空港や港湾などのインフラが整備され、相手方の標的になる石垣島八重山の島々
飯田)やはり、それが相手に攻めさせないことにつながりますか?
 仲新城)石垣島八重山の島々は、空港や港湾などのインフラが整備されていて、自衛隊が整備されていようがいまいが、相手方の標的になるのはほぼ間違いないような状況になっているのです。
 飯田)なるほど。「基地があることによって狙われるのだ」というような批判がいつも出ますが、そもそもその前から標的になっているということですか?
 仲新城)基地があるから攻められるわけではないと思います。
 日本の漁船が尖閣周辺で操業しようとすると中国艦船が妨害行為を行う ~日本の巡視船がいなければ拿捕されてしまう
 飯田)尖閣には、地元漁民の皆さんも近付けない状況が続いているのですか?
 仲新城)漁民が周辺で操業しようとすると、中国の艦船が接近してきて妨害行為のようなことをします。日本の巡視船が日本の漁船を警護していますけれども、巡視船がいなければそのまま中国に拿捕されるのではないかという状況です。
 飯田)12月22~25日にかけて、70時間以上にわたって領海に居座り続けましたよね。
 仲新城)あのときは日本の漁船が操業を続けて頑張ったのですが、その分、中国の船もずっと居座り続けて、周辺から離れませんでした。
 飯田)東京では「中国海警局の船がいる」ということだけが報じられていますが、あそこで操業し、踏ん張っていた漁民の皆さんがいらっしゃったのですね。
 仲新城)数は少ないのですが、ここは「日本の領土だ」ということも含めて、操業している方々はいますから。
 中国艦船から命懸けで日本漁船を守る海保
 飯田)海上保安庁も、もちろん守るために近くにいる。
 仲新城)中国艦船を上回る勢力で警護はしているのですが、中国側の船はいつでも増援を受けたら増やせる体制にいます。日本の漁船が2隻、3隻と増えていくと、中国側もさらに応援で入ってくるので、一触即発の状況でした。

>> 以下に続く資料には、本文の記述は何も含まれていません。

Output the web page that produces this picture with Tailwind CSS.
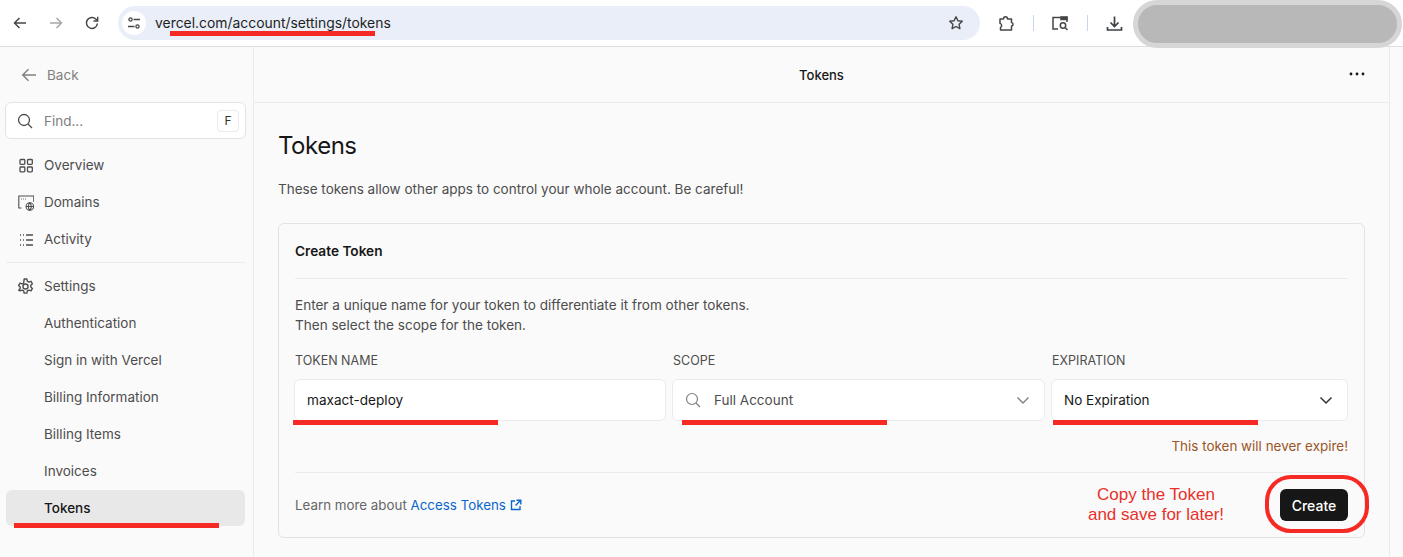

 飯田)東京で報じられているところでは、逆に漁民の皆さんが行こうとするのを、海保が「危ないから来ないでください」と止めているというような報道もあります。しかし、仲新城さんのお話を聞いていると、むしろお互いに協力しながら、「どう主権をきちんと主張するのか」と考えているように思えます。
 仲新城)尖閣周辺の漁業は誰でもできるわけではなく、漁業者でないと出航を認められません。漁業者が向こうに自分の足で行くことに関して、日本政府が止めることはありません。
 飯田)漁業者が行くことを止めることはない。
 仲新城)それに関して、「命懸けで日本の漁業を守る」という気概を持って、海保の方々は日夜奮闘しています。
 飯田)海の男たちの心意気を感じますね。
 仲新城)そうですね。あの周辺から帰って来た漁業者の方々に話を聞くと、みんな「海保がずっと守ってくれた。中国の船を近付けないようにしてくれた」と言います。
台湾有事は尖閣有事 ~しかし、沖縄のなかでもある本島と離島の温度差
仲新城)日本が尖閣を国有化したのは10年ぐらい前です。それを口実に、中国は領海侵入を常態化させていきました。単なるパフォーマンスなら10年も続かないと思います。本気で尖閣諸島を獲りに来ているのだと思うし、中国側の宣伝では、尖閣諸島は台湾に付属する島々ということになっているので、台湾有事と尖閣有事は連動して起こるのではないかと思います。
 飯田)向こうのロジックでは、「台湾を獲る=尖閣も獲る」ということになってしまう。
 仲新城)そうなります。
 飯田)日本全体で共有しなければならない意識の1つですね。
 仲新城)そうです。ただ、既に沖縄のなかでも本島と離島では温度差があり、分断されている感じもするので、「日本が一丸となって尖閣や離島を守る」という雰囲気には程遠いと思います。